It's time to take the Atlanta Falcons seriously
Ladies and gentlemen, your Super Bowl champion Atlanta Falcons.
Sounds strange, doesn’t it? Off-key, like a presidential candidate singing Christmas carols. And yet, in the increasingly you-never-know NFL, the 4-1 Falcons are fast approaching the point where we have to concede that, yes, maybe that other red-and-black team from the state of Georgia might just be decent.
The Falcons’ current status is as follows: ranked first in passing, first in total yards, first in scoring, seventh in rushing. Their four wins include consecutive convincing victories over last year’s Super Bowl teams, just the third time that’s ever been done. They’re warming the hearts of fantasy owners everywhere. They’re already projected at a better than 80 percent chance to make the playoffs.
And yet, for every champion team that loves to play the hack “nobody-believed-in-us” card, we at last have a potential champion that, indeed, no one believes in.
Part of that’s due to the longstanding bias in favor of certain teams’ ability to achieve greatness in the NFL. Past results shape future perception. Some teams, like the Cowboys, Steelers and Packers, need only to win two games in a row to start pulses fluttering. (The Patriots only need to complete two passes in a row.) Other teams have much higher mountains of doubt to climb; the Jaguars, for instance, could win three straight Lombardi trophies and we’d probably still question if they could hang with the Colts in their division.

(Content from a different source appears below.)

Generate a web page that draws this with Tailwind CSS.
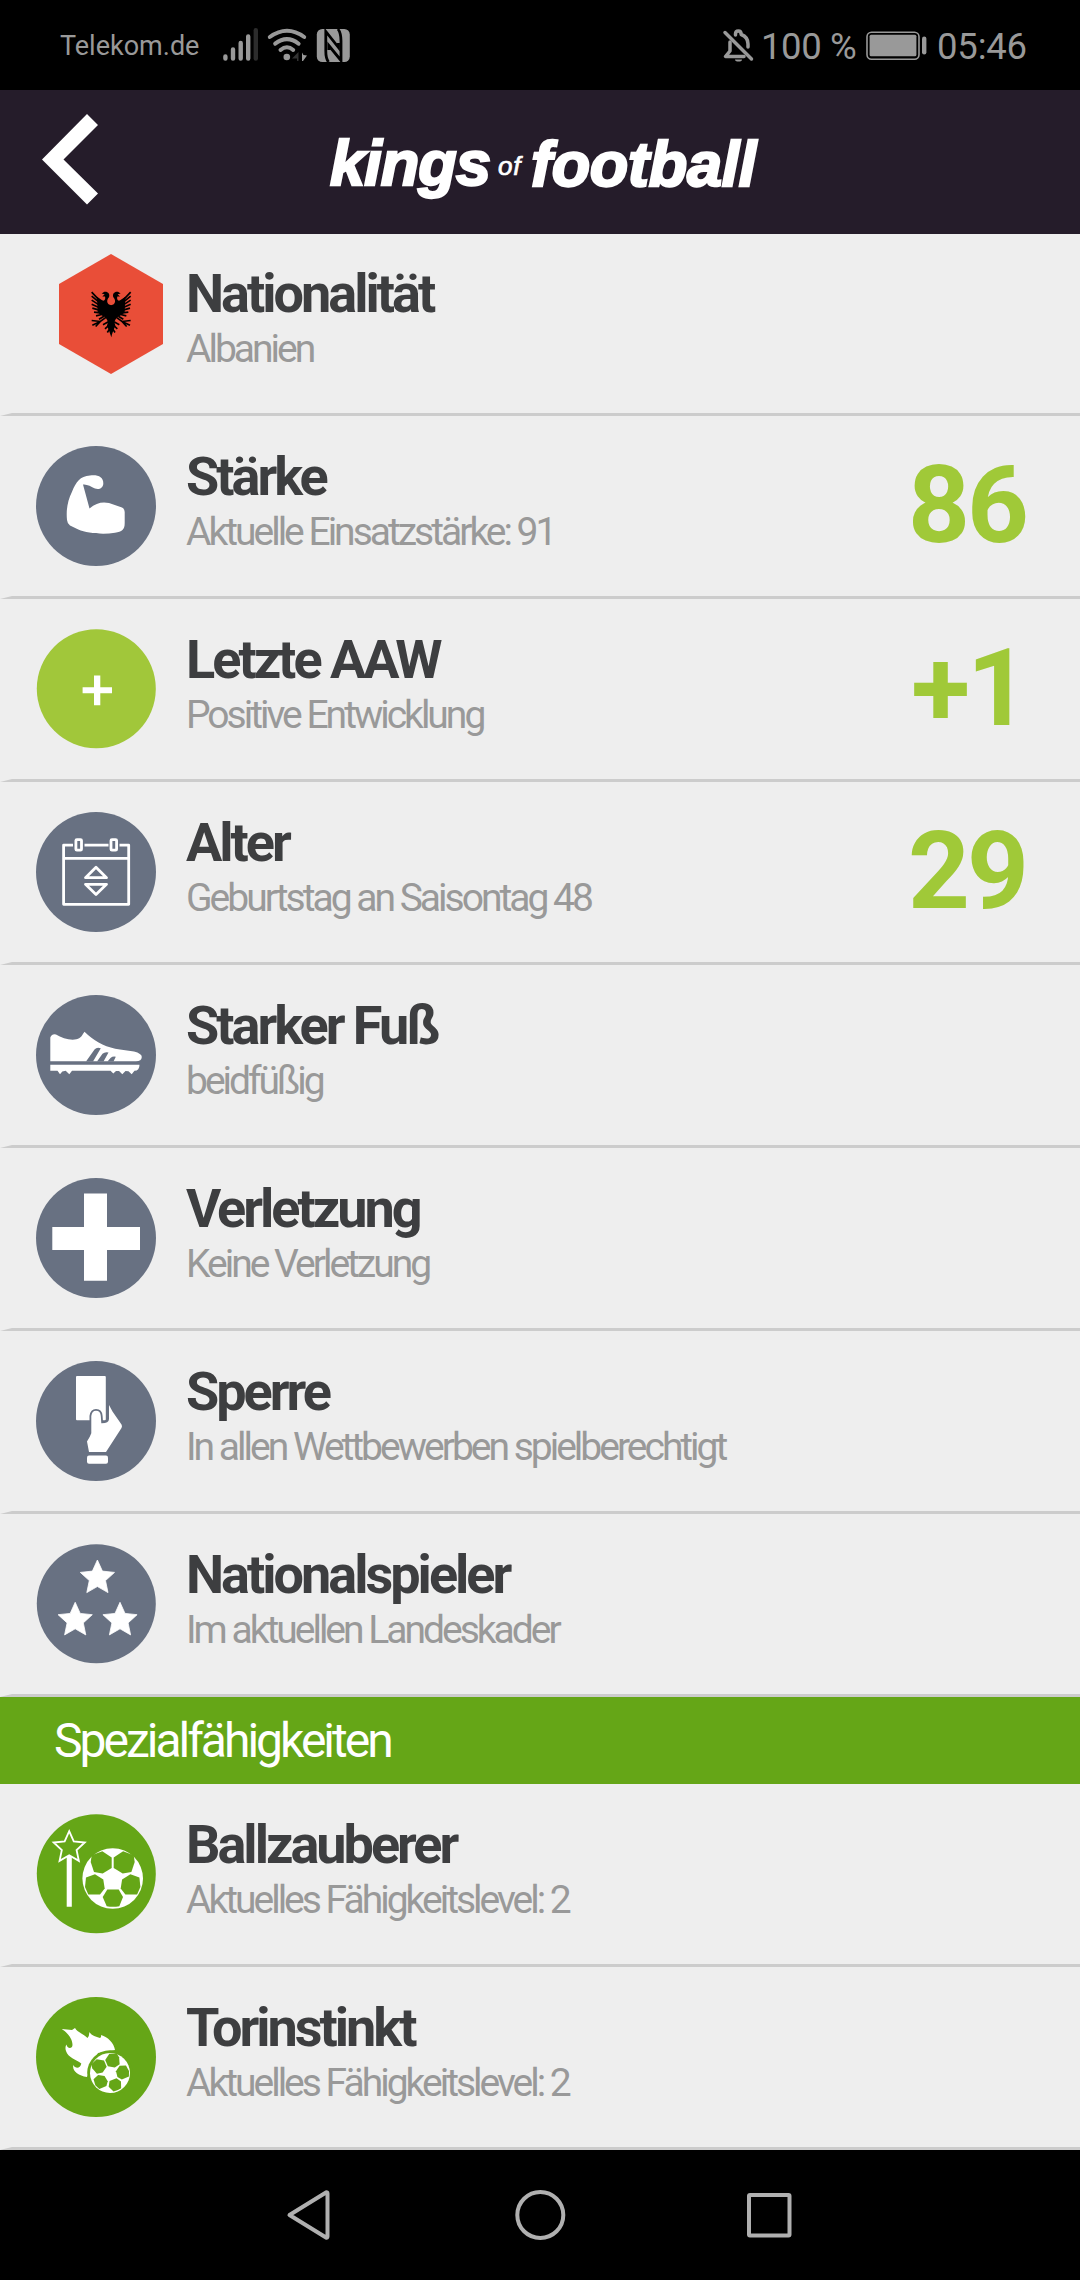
<!DOCTYPE html>
<html lang="de">
<head>
<meta charset="utf-8">
<title>Kings of Football</title>
<script src="https://cdn.jsdelivr.net/npm/@tailwindcss/browser@4"></script>
</head>
<body class="w-[1080px] h-[2280px] overflow-hidden bg-black font-[Roboto,sans-serif]">

<svg class="hidden">
  <defs>
    <path id="star" d="M0-18 5-6.9 17.1-5.6 8.1 2.6 10.6 14.6 0 8.5-10.6 14.6-8.1 2.6-17.1-5.6-5-6.9Z"/>
    <g id="ball">
      <circle r="30.3" fill="#fff"/>
      <g fill="#65a617">
        <path d="M-21-23.3-10.4-27.2-1-21V-10.6L-10-5-18.7-6.6-22-16.6Z"/>
        <path d="M-26.7-1-17.7-4.3-9.4 1-8 10-12.7 16H-24.4L-27.7 8.4Z"/>
        <g transform="scale(-1 1)">
          <path d="M-21-23.3-10.4-27.2-1-21V-10.6L-10-5-18.7-6.6-22-16.6Z"/>
          <path d="M-26.7-1-17.7-4.3-9.4 1-8 10-12.7 16H-24.4L-27.7 8.4Z"/>
        </g>
        <path d="M-5.4 11H6L10.3 18.4 6.6 27.7Q0 29-6 27.7L-10 18.4Z"/>
      </g>
    </g>
    <g id="wing">
      <path d="M79 62 72 60C64 54 66 44 72 38 76 28 68 20 58 22L50 27 59 29 52 36 60 36C62 42 60 48 55 49 48 46 44 42 36 37L38 84 52 94 62 99 69 112 66 124 72 138 79 158Z"/>
      <path d="M42 46 20 23M42 53 20 35M42 61 20 47M42 69 20 59M43 77 22 71M46 85 27 83M50 90 33 94M57 95 42 104M64 98 46 111 20 108M46 111 22 122M46 111 32 126M70 112 54 121M72 122 60 133M74 133 67 144" fill="none" stroke="#000" stroke-width="5"/>
    </g>
  </defs>
</svg>

<!-- status bar -->
<div class="flex h-[90px] bg-black text-[#999]">
  <span class="ml-[60px] w-[160px] text-[27px] leading-[92px] whitespace-nowrap">Telekom.de</span>
  <svg class="mt-[20px] h-[50px] w-[140px]" viewBox="220 20 140 50" fill="#999">
    <g stroke="#999" stroke-width="4.4" stroke-linecap="round" fill="none">
      <path d="M225.4 56.5V58.6M233 49.5V58.6M240.7 43V58.6M248.2 36.4V58.6"/>
      <path d="M255.8 30.2V58.6" stroke="#2c2c2c"/>
      <path stroke-width="4" d="M269.8 37Q287 24.5 304.2 37M275.2 43.7Q287 34.5 298.6 43.7M280.5 50Q287 44.5 293.2 50"/>
    </g>
    <circle cx="286.8" cy="57" r="3.3"/>
    <path d="M292 58.500 298.500 52V61H297V58.500Z" fill="#333"/>
    <path d="M302 52.500 303.500 55 307 55.500 303 61H302Z"/>
    <rect x="316.800" y="29" width="33" height="33" rx="5.500"/>
    <g fill="none" stroke="#000" stroke-width="2.800">
      <path d="M328.500 62C325.500 58 325.800 54 325.800 50V31.500L338.500 47.500V43"/>
      <path d="M338 29C341 33 341 37 341 41V60.500L328.800 45.500V50"/>
    </g>
  </svg>
  <svg class="mt-[20px] ml-[360px] h-[50px] w-[40px]" viewBox="720 20 40 50" fill="none" stroke="#999" stroke-width="3.500" stroke-linecap="round" stroke-linejoin="round">
    <path d="M725 32.500 751.500 59"/>
    <path d="M730 42V51L725.500 56.500H744M735.500 35V34Q735.500 31 738.300 31 741.200 31 741.200 34.500 748 37 748 44V47"/>
    <path d="M735 59.500H742Q742 61.500 738.500 61.500 735 61.500 735 59.500Z" fill="#999" stroke="none"/>
  </svg>
  <span class="ml-px w-[105px] text-[36.5px] leading-[94px] tracking-[-0.4px] whitespace-nowrap">100 %</span>
  <svg class="mt-[20px] h-[50px] w-[64px]" viewBox="866 20 64 50" fill="#999">
    <rect x="867" y="32.200" width="52" height="27" rx="4.500" fill="none" stroke="#999" stroke-width="1.600"/>
    <rect x="869.600" y="34.800" width="46.800" height="21.400" rx="1.500"/>
    <rect x="922" y="36.500" width="4.400" height="18" rx="2.200"/>
  </svg>
  <span class="ml-[7px] text-[36.5px] leading-[94px] tracking-[-0.2px]">05:46</span>
</div>

<!-- header -->
<header class="flex h-[144px] items-start bg-[#251c2a] text-white">
  <svg class="mt-[23px] ml-[41px] h-[92px] w-[58px]" viewBox="41 113 58 92" fill="#fff"><path d="M87 114 98 125 63.500 159.500 98 193.500 87 204.500 42 159.500Z"/></svg>
  <div class="ml-[231px] mt-[33px] flex items-baseline whitespace-nowrap font-['Liberation_Sans',sans-serif] italic leading-[80px]">
    <span class="w-[168px] text-[63px] font-bold tracking-[-0.9px] [-webkit-text-stroke:2.4px_white]">kings</span>
    <span class="relative -top-[10px] w-[33px] text-[26px] tracking-[0.8px] [-webkit-text-stroke:0.7px_white]">of</span>
    <span class="relative top-px text-[63px] font-bold tracking-[-0.3px] [-webkit-text-stroke:2.4px_white]">football</span>
  </div>
</header>

<!-- player data -->
<main class="bg-[#eee]">
  <section class="flex h-[182px] border-b-[3px] border-l-[12px] border-b-[#ccc] border-l-transparent">
    <svg class="mt-[20px] ml-[47px] h-[120px] w-[104px] shrink-0" viewBox="0 0 104 120">
      <path d="M52 0 104 30V90L52 120 0 90V30Z" fill="#e94e38"/>
      <g transform="translate(26 30.500) scale(.3333)"><use href="#wing"/><use href="#wing" transform="translate(157 0) scale(-1 1)"/></g>
    </svg>
    <div class="ml-[23px] pt-[28px]">
      <h2 class="text-[54px] leading-[64px] font-bold tracking-[-3px] text-[#3d3e40]">Nationalität</h2>
      <p class="text-[39px] leading-[46px] tracking-[-3px] text-[#999]">Albanien</p>
    </div>
  </section>

  <section class="flex h-[183px] border-b-[3px] border-l-[12px] border-b-[#ccc] border-l-transparent">
    <svg class="mt-[30px] ml-[24px] size-[120px] shrink-0" viewBox="0 0 120 120">
      <circle cx="60" cy="60" r="60" fill="#687182"/>
      <path d="M36 45.700C40 36 44 30 54 29.500 62 28.500 67.500 31 67.300 37.500 67.300 42 63 44 59 42.500 55 40.500 51 38 47 38.500L53.500 62.500C60 57 66 55.500 73 57L86 61.500Q88.700 63 88.700 66V77C88.700 84 86 85.500 79 86.700 66 89 51 87 42.300 83.500L34 79.500Q31.300 77.500 31 74C30 64 31.500 55 36 45.700Z" fill="#fff"/>
    </svg>
    <div class="ml-[30px] pt-[29px]">
      <h2 class="text-[54px] leading-[64px] font-bold tracking-[-3px] text-[#3d3e40]">Stärke</h2>
      <p class="text-[39px] leading-[46px] tracking-[-3px] text-[#999]">Aktuelle Einsatzstärke: 91</p>
    </div>
    <div class="ml-auto pt-[26px] pr-[54px] text-right text-[108px] leading-[126px] font-bold tracking-[-3px] text-[#a0c938]">86</div>
  </section>

  <section class="flex h-[183px] border-b-[3px] border-l-[12px] border-b-[#ccc] border-l-transparent">
    <svg class="mt-[30px] ml-[24px] size-[120px] shrink-0" viewBox="0 0 120 120">
      <circle cx="60.300" cy="59.800" r="59.500" fill="#a1c73a"/>
      <path d="M58 46.500H64.300V58.200H76V64.200H64.300V76.300H58V64.200H46.600V58.200H58Z" fill="#fff"/>
    </svg>
    <div class="ml-[30px] pt-[29px]">
      <h2 class="text-[54px] leading-[64px] font-bold tracking-[-3px] text-[#3d3e40]">Letzte AAW</h2>
      <p class="text-[39px] leading-[46px] tracking-[-3px] text-[#999]">Positive Entwicklung</p>
    </div>
    <div class="ml-auto pt-[26px] pr-[54px] text-right text-[108px] leading-[126px] font-bold tracking-[-3px] text-[#a0c938]">+1</div>
  </section>

  <section class="flex h-[183px] border-b-[3px] border-l-[12px] border-b-[#ccc] border-l-transparent">
    <svg class="mt-[30px] ml-[24px] size-[120px] shrink-0" viewBox="0 0 120 120">
      <circle cx="60" cy="60" r="60" fill="#687182"/>
      <g fill="none" stroke="#fff" stroke-width="2.800" stroke-linejoin="round">
        <path d="M37 33.200H27.600V92.300H92.700V33.200H83.500M48.500 33.200H72.500M27.600 46.400H92.700"/>
        <rect x="39.900" y="27.600" width="5.600" height="10.600" rx="1"/>
        <rect x="75" y="27.600" width="5.600" height="10.600" rx="1"/>
        <path d="M60 55.200 70.500 65.700H49.500ZM60 82.500 70.500 72.300H49.500Z"/>
      </g>
    </svg>
    <div class="ml-[30px] pt-[29px]">
      <h2 class="text-[54px] leading-[64px] font-bold tracking-[-3px] text-[#3d3e40]">Alter</h2>
      <p class="text-[39px] leading-[46px] tracking-[-3px] text-[#999]">Geburtstag an Saisontag 48</p>
    </div>
    <div class="ml-auto pt-[26px] pr-[54px] text-right text-[108px] leading-[126px] font-bold tracking-[-3px] text-[#a0c938]">29</div>
  </section>

  <section class="flex h-[183px] border-b-[3px] border-l-[12px] border-b-[#ccc] border-l-transparent">
    <svg class="mt-[30px] ml-[24px] size-[120px] shrink-0" viewBox="0 0 120 120">
      <circle cx="60" cy="60" r="60" fill="#687182"/>
      <path d="M14.300 66.300V42.500Q16 38.500 20 39.500C27 44 38 46.500 43.500 43 46.500 41 46.800 38.500 48.500 36.700L52 40C61 48 71 52.500 84 54.500L98 56.500Q105.800 58.500 105.800 62 105.500 66.300 100 66.300ZM14.300 69.700H103.500Q103.500 75.600 98.500 75.800L95.700 79.300 92.500 76.300 89.500 76 86.300 79.300 83 76 80 76 77.300 78.500 74.500 75.700H36L33.300 79.300 29.700 75.700 26.300 76.500 24 79.300 21.500 75.700H14.300Z" fill="#fff"/>
      <path d="M50 66.400 58.500 54.500Q61 51.500 64.800 53.300L57 66.400ZM61 66.400 66.500 58.800Q69 56.500 72.500 57.500L67.500 66.400ZM71.500 66.400 74.500 63Q77 61 79.800 61.800L77.500 66.400Z" fill="#687182"/>
    </svg>
    <div class="ml-[30px] pt-[29px]">
      <h2 class="text-[54px] leading-[64px] font-bold tracking-[-3px] text-[#3d3e40]">Starker Fuß</h2>
      <p class="text-[39px] leading-[46px] tracking-[-3px] text-[#999]">beidfüßig</p>
    </div>
  </section>

  <section class="flex h-[183px] border-b-[3px] border-l-[12px] border-b-[#ccc] border-l-transparent">
    <svg class="mt-[30px] ml-[24px] size-[120px] shrink-0" viewBox="0 0 120 120">
      <circle cx="60" cy="60" r="60" fill="#687182"/>
      <path d="M48 15.500H71V49H104V72H71V102.800H48V72H16.300V49H48Z" fill="#fff"/>
    </svg>
    <div class="ml-[30px] pt-[29px]">
      <h2 class="text-[54px] leading-[64px] font-bold tracking-[-3px] text-[#3d3e40]">Verletzung</h2>
      <p class="text-[39px] leading-[46px] tracking-[-3px] text-[#999]">Keine Verletzung</p>
    </div>
  </section>

  <section class="flex h-[183px] border-b-[3px] border-l-[12px] border-b-[#ccc] border-l-transparent">
    <svg class="mt-[30px] ml-[24px] size-[120px] shrink-0" viewBox="0 0 120 120">
      <circle cx="60" cy="60" r="60" fill="#687182"/>
      <rect x="40" y="15" width="29.800" height="44.300" rx="1" fill="#fff"/>
      <path d="M55.300 72.300V55Q56 49.700 60 49.700 64.500 49.700 64.800 55L65.300 62.300Q72.800 62.500 73 58V44L76.500 50.500 85.500 63.500Q86.500 65 85.500 67L70 91H53L51 80.500Q54 76 55.300 72.300Z" fill="#fff" stroke="#687182" stroke-width="3.600" paint-order="stroke"/>
      <rect x="51" y="94.500" width="21" height="8.300" rx="2" fill="#fff"/>
    </svg>
    <div class="ml-[30px] pt-[29px]">
      <h2 class="text-[54px] leading-[64px] font-bold tracking-[-3px] text-[#3d3e40]">Sperre</h2>
      <p class="text-[39px] leading-[46px] tracking-[-3px] text-[#999]">In allen Wettbewerben spielberechtigt</p>
    </div>
  </section>

  <section class="flex h-[183px] border-b-[3px] border-l-[12px] border-b-[#ccc] border-l-transparent">
    <svg class="mt-[30px] ml-[24px] size-[120px] shrink-0" viewBox="0 0 120 120">
      <circle cx="60.300" cy="59.800" r="59.500" fill="#687182"/>
      <g fill="#fff" stroke="#fff" stroke-width=".8" stroke-linejoin="round">
        <use href="#star" x="61.400" y="34"/><use href="#star" x="39.200" y="76.300"/><use href="#star" x="84" y="76.300"/>
      </g>
    </svg>
    <div class="ml-[30px] pt-[29px]">
      <h2 class="text-[54px] leading-[64px] font-bold tracking-[-3px] text-[#3d3e40]">Nationalspieler</h2>
      <p class="text-[39px] leading-[46px] tracking-[-3px] text-[#999]">Im aktuellen Landeskader</p>
    </div>
  </section>

  <div class="h-[87px] bg-[#65a617] pl-[54px] text-[48px] leading-[87px] tracking-[-3px] text-white">Spezialfähigkeiten</div>

  <section class="flex h-[183px] border-b-[3px] border-l-[12px] border-b-[#ccc] border-l-transparent">
    <svg class="mt-[30px] ml-[24px] size-[120px] shrink-0" viewBox="0 0 120 120">
      <circle cx="60.300" cy="59.800" r="59.500" fill="#65a617"/>
      <use href="#star" transform="translate(33.200 33.600) scale(.91)" fill="none" stroke="#fff" stroke-width="2"/>
      <path d="M30.700 43 33.200 41 35.800 43V92.700H30.700Z" fill="#fff"/>
      <use href="#ball" x="76.700" y="64.500"/>
    </svg>
    <div class="ml-[30px] pt-[29px]">
      <h2 class="text-[54px] leading-[64px] font-bold tracking-[-3px] text-[#3d3e40]">Ballzauberer</h2>
      <p class="text-[39px] leading-[46px] tracking-[-3px] text-[#999]">Aktuelles Fähigkeitslevel: 2</p>
    </div>
  </section>

  <section class="flex h-[183px] border-b-[3px] border-l-[12px] border-b-[#ccc] border-l-transparent">
    <svg class="mt-[30px] ml-[24px] size-[120px] shrink-0" viewBox="0 0 120 120">
      <circle cx="60" cy="60" r="60" fill="#65a617"/>
      <path d="M25.700 32 36 33 39 31C41 35 46 36 51.500 41Q53.500 38.500 53.300 35C56 39 60 39.500 64 41Q65.500 40 65 38C72 40 78 46 79 53L62 56 51 80C42 79 36 74 37.300 68 39 71.500 44 72.500 45.300 66.500 40 62 32 61 30 54 29 51 29.500 49 30.500 47.500 31 52 36.500 52 36.500 48 36.500 42 32 36 25.700 32Z" fill="#fff"/>
      <circle cx="74" cy="76" r="22.800" fill="#65a617"/>
      <use href="#ball" transform="translate(74 76) rotate(-23) scale(.66)"/>
    </svg>
    <div class="ml-[30px] pt-[29px]">
      <h2 class="text-[54px] leading-[64px] font-bold tracking-[-3px] text-[#3d3e40]">Torinstinkt</h2>
      <p class="text-[39px] leading-[46px] tracking-[-3px] text-[#999]">Aktuelles Fähigkeitslevel: 2</p>
    </div>
  </section>
</main>

<!-- navigation bar -->
<nav class="flex h-[130px] items-center justify-center bg-black">
  <svg class="h-[56px] w-[520px]" viewBox="280 2187 520 56" fill="none" stroke="#b0b0b0" stroke-width="4" stroke-linejoin="round">
    <path d="M289.500 2215 326 2192.500Q327.500 2192 327.500 2193.500V2236.500Q327.500 2238 326 2237.500Z"/>
    <circle cx="540.300" cy="2215" r="23"/>
    <rect x="749" y="2195" width="40.500" height="40.500" rx="1"/>
  </svg>
</nav>
</body>
</html>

The Falcons fit squarely into the win-first-believe-later category, and Atlanta’s fans are the canary in this particular coal mine. Falcons faithful have seen all this before. They remember Eugene Robinson picking up a Man of the Year award, then picking up an undercover cop the night before the team’s only Super Bowl. They remember seeing Tony Gonzalez wide open in the end zone, waiting to catch the touchdown that would have put Atlanta into Super Bowl XLVII, waiting for a pass that would never come. They remember how last year’s 5-0 start plummeted off a cliff to an 8-8 finish. (That’s to say nothing of the residual scar tissue Atlanta fans carry from other sports, whether it’s the one-championship-in-15-years Braves or the University of Georgia’s Hail Mary loss to Tennessee last month.)
So you can forgive Atlanta fans for giving this latest run the side-eye. They’re used to the expectations, used to the hype that blankets the Falcons the way buy-your-new-stadium-seats-now commercials currently blanket Atlanta airwaves. We’ve been down this road before, they say. Why’s this going to be any different?
“I think we are mentally tougher,” quarterback Matt Ryan said after Sunday’s victory over Denver. “We are a more resilient group, for sure, and you learn from that. Obviously we started fast last year, and it didn’t go our way in the second half of the season. But I think what you learn, especially for young guys, is that the difference between wins and losses are a handful of plays, and we have to be on the right end.”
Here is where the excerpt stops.